Riceviamo e pubblichiamo con piacere un testo di Massimo Pallottino che recensisce il romanzo di Marco Candida “Il bisogno dei segreti”, che abbiamo recentemente presentato qui.
Le storie narrate da Marco Candida delineano mondi in cui il lettore si fa compagno di viaggio del protagonista sin dalla prima pagina, un suo alter ego che legge ed assiste alla storia sentendo di condividerne gli stessi pensieri, le stesse emozioni, perfino le stesse identiche parole. Al centro di questo romanzo ambientato a Genova, ulteriore conferma del talento di uno scrittore che sarebbe interessante seguire fin dal suo esordio nel 2007 con «La mania per l’alfabeto» edito da Sironi, c’è la vicenda di Connie La Brava che Candida narra attraverso una scrittura mai monocorde e dai registri diversissimi, luccicanti, capace di cristallizzare ombre e luci della protagonista in istantanee che rimangono scolpite per sempre nell’immaginazione del lettore; un linguaggio in divenire in perfetta sintonia con l’evoluzione umana ed esistenziale di una figura femminile che fino all’epilogo appare sfuggente, imprevedibile, cangiante (Connie La Brava che a un certo punto insinua il dubbio di non esserlo più), sempre pronta a vestirsi di una nuova identità per disfarsi delle precedenti, e poi attorno a lei altri personaggi, tra cui i suoi genitori preoccupati per un cattivissimo odore che emana la figlia fino a diventare motivo del loro inspiegabile tormento, il suo ex Manuel, la sua migliore amica Ginevra, i quali sfilano all’interno del racconto quasi come proiezioni dell’universo della protagonista, ad un tempo funzionali e indispensabili alla sua stessa esistenza. E al di là di tutto e di tutti il bisogno dei segreti, come recita il titolodel romanzo. Infatti che cosa significa per Connie La Brava custodire per la prima volta un suo segreto? E quest’ultimo che opportunità e potere può darle nei rapporti con gli altri?

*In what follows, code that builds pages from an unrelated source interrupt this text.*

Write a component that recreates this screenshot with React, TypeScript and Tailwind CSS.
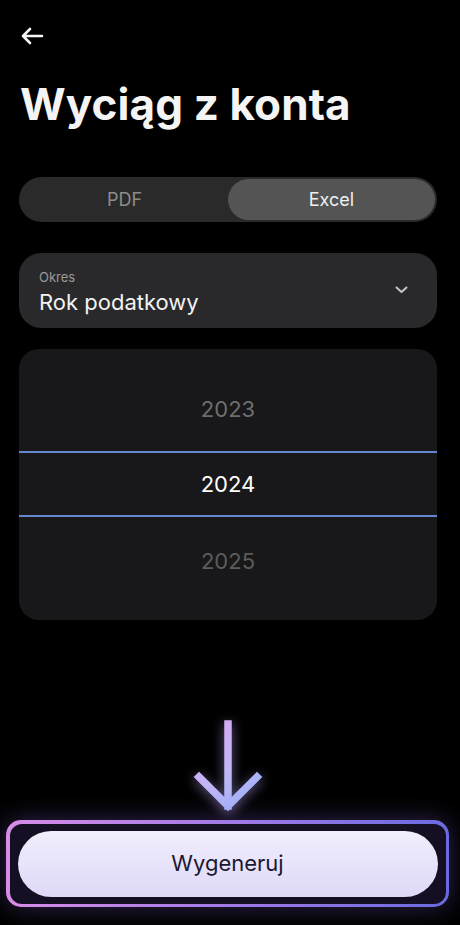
import React from "react";

export default function App() {
  return (
    <div
      className="relative w-[460px] h-[925px] bg-black overflow-hidden text-white"
      style={{ fontFamily: "Inter, 'Noto Sans', sans-serif" }}
    >
      <div className="flex flex-col pl-[19px] pr-[23px]">
        {/* back */}
        <div className="pt-[27px] pl-[1px]">
          <svg width="24" height="18" viewBox="0 0 24 18" fill="none">
            <path
              d="M22 9H3M10 2L3 9l7 7"
              stroke="#f5f5f5"
              strokeWidth="2.6"
              strokeLinecap="round"
              strokeLinejoin="round"
            />
          </svg>
        </div>

        {/* title */}
        <h1 className="mt-[33px] pl-[1px] text-[44px] leading-[52px] font-bold tracking-[0.1px] text-[#f4f4f4]">
          Wyciąg z konta
        </h1>

        {/* segmented */}
        <div className="mt-[47px] h-[45px] rounded-full bg-[#2a2a2a] p-[2px] flex">
          <div className="flex-1 flex items-center justify-center text-[18px] text-[#8c8c8c]">
            PDF
          </div>
          <div className="flex-1 flex items-center justify-center rounded-full bg-[#545454] text-[18px] text-[#f0f0f0]">
            Excel
          </div>
        </div>

        {/* select */}
        <div className="mt-[31px] h-[75px] rounded-[22px] bg-[#29292b] flex items-center justify-between pl-[20px] pr-[29px]">
          <div className="flex flex-col pt-[3px]">
            <span className="text-[13px] leading-[16px] text-[#9a9a9a]">Okres</span>
            <span className="mt-[4px] text-[22px] leading-[27px] text-[#f2f2f2]">Rok podatkowy</span>
          </div>
          <svg width="13" height="8" viewBox="0 0 13 8" fill="none" className="-mt-[2px]">
            <path d="M1.5 1.5l5 4.5 5-4.5" stroke="#c4c4c4" strokeWidth="2" strokeLinecap="round" strokeLinejoin="round" />
          </svg>
        </div>

        {/* picker */}
        <div className="mt-[21px] h-[271px] rounded-[20px] bg-[#18181a] flex flex-col overflow-hidden">
          <div className="h-[102px] flex items-end justify-center pb-[29px] text-[22px] leading-[26px] text-[#6e6e6e]">
            2023
          </div>
          <div className="h-[66px] border-y-[2.5px] border-[#6487cf] flex items-center justify-center text-[22px] leading-[26px] text-white">
            2024
          </div>
          <div className="flex-1 flex items-start justify-center pt-[31px] text-[22px] leading-[26px] text-[#5c5c5c]">
            2025
          </div>
        </div>

        {/* arrow */}
        <div className="mt-[100px] flex justify-center">
          <svg width="80" height="96" viewBox="0 0 80 96" fill="none" style={{ filter: "drop-shadow(0 3px 6px rgba(190,170,255,0.55))" }}>
            <defs>
              <linearGradient id="arr" x1="0" y1="0" x2="80" y2="96" gradientUnits="userSpaceOnUse">
                <stop offset="0" stopColor="#dca4f2" />
                <stop offset="0.5" stopColor="#c3b6f6" />
                <stop offset="1" stopColor="#8cb0fb" />
              </linearGradient>
            </defs>
            <path
              d="M40 4V86M11 57l29 29 29-29"
              stroke="url(#arr)"
              strokeWidth="7.5"
              strokeLinecap="square"
              strokeLinejoin="miter"
            />
          </svg>
        </div>
      </div>

      {/* button */}
      <div className="absolute left-[6px] right-[11px] top-[820px] h-[87px] rounded-[15px] p-[3.5px] bg-gradient-to-r from-[#d88ce8] via-[#a27ae6] to-[#6a6ae0] shadow-[0_0_24px_rgba(140,110,230,0.35)]">
        <div className="w-full h-full rounded-[12px] bg-[#150f24] flex items-center px-[8px]">
          <button className="w-full h-[66px] rounded-full bg-gradient-to-b from-[#f1eefc] to-[#dfd9f8] text-[22px] font-normal text-[#1c1830]">
            Wygeneruj
          </button>
        </div>
      </div>
    </div>
  );
}
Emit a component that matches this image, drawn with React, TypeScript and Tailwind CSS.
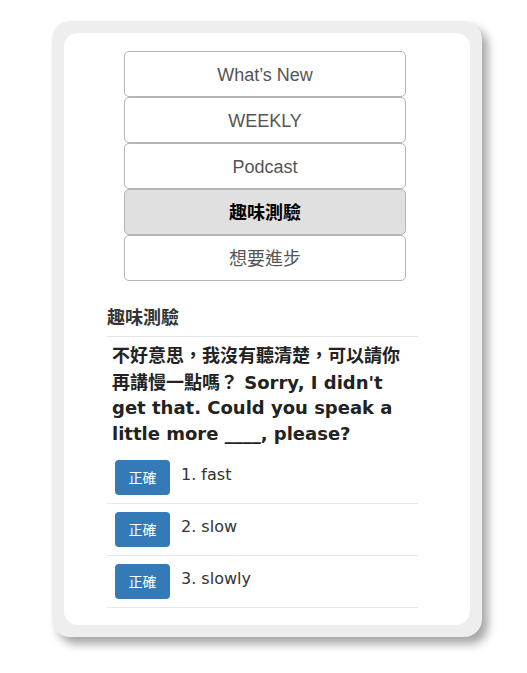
import React from 'react';

const navItems = ['What\u2019s New', 'WEEKLY', 'Podcast', '趣味測驗', '想要進步'];
const options = ['1. fast', '2. slow', '3. slowly'];

const App = () => {
  return (
    <div className="w-[527px] h-[673px] bg-white pt-[21px] pl-[52px]">
      <div className="w-[430px] h-[616px] rounded-[18px] bg-[#eeeeee] p-[12px] shadow-[6px_7px_10px_rgba(0,0,0,0.35)]">
        <div className="h-full rounded-[14px] bg-white pt-[18px]">
          <div className="ml-[60px] w-[282px] flex flex-col font-['Liberation_Sans','Noto_Sans_CJK_TC',sans-serif] text-[18px]">
            {navItems.map((item, i) => (
              <div
                key={item}
                className={
                  i === 3
                    ? 'h-[46px] pt-[3px] flex items-center justify-center rounded-[5px] border border-[#b5b5b5] bg-[#e0e0e0] font-bold text-black'
                    : 'h-[46px] pt-[3px] flex items-center justify-center rounded-[5px] border border-[#b5b5b5] bg-white text-[#555]'
                }
              >
                {item}
              </div>
            ))}
          </div>

          <div className="ml-[43px] w-[311px] mt-[24px] font-['DejaVu_Sans','Noto_Sans_CJK_TC',sans-serif] text-[#333]">
            <div className="pb-[9px] border-b border-[#e5e5e5] font-['Noto_Sans_CJK_TC',sans-serif] font-bold text-[18px] leading-[22px] text-[#333]">
              趣味測驗
            </div>
            <p className="pl-[5px] pr-[10px] pt-[5px] pb-[6px] font-bold text-[18px] leading-[25.5px] text-[#222]">
              <span className="font-['Noto_Sans_CJK_TC',sans-serif]">不好意思，我沒有聽清楚，可以請你再講慢一點嗎？</span> Sorry, I didn't get that. Could you speak a little more ____, please?
            </p>
            {options.map((opt) => (
              <div key={opt} className="flex items-center gap-[11px] pl-[8px] py-[8px] border-b border-[#e8e8e8]">
                <button className="w-[55px] h-[35px] rounded-[4px] bg-[#337ab7] text-white text-[14px] font-['Noto_Sans_CJK_TC',sans-serif]">
                  正確
                </button>
                <span className="text-[16px] text-[#333] -mt-[5px]">{opt}</span>
              </div>
            ))}
          </div>
        </div>
      </div>
    </div>
  );
};

export default App;
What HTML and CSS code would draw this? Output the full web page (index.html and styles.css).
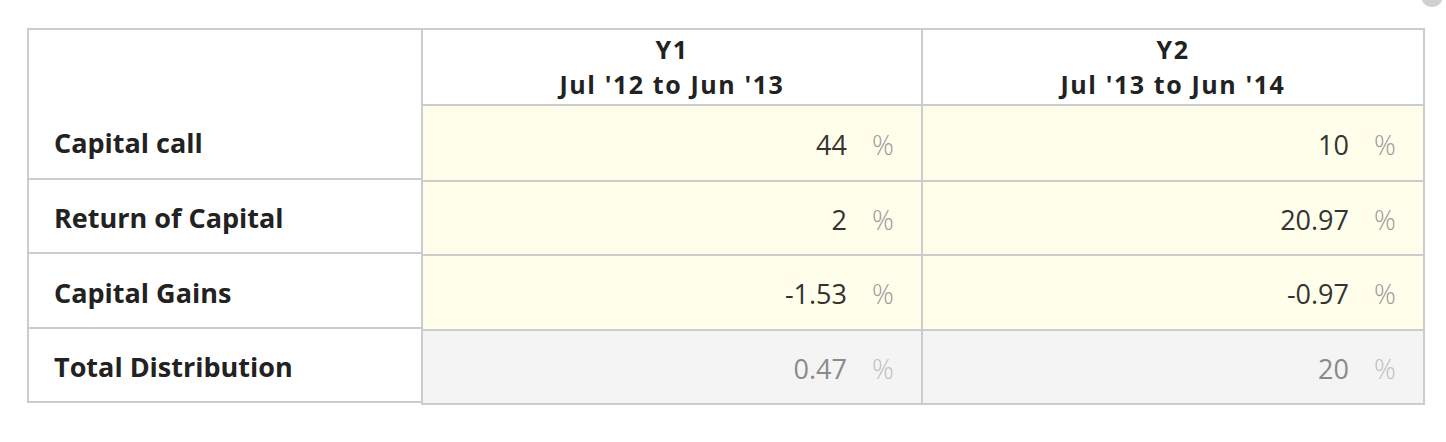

Due domande in cui è racchiusa la quintessenza di questo bel romanzo, e delle quali l’autore, a mio parere nel pieno della sua maturità espressiva, si serve per traghettare il lettore con mirabile maestria verso il finale: una sorta di cruciale e magico disvelamento nel quale anche la triste crudeltà della vita ci sembra rischiarata da squarci di autentica bellezza.
Come un sogno terribile che Connie La Brava riesce ad esorcizzare e di cui alla fine non ha più paura.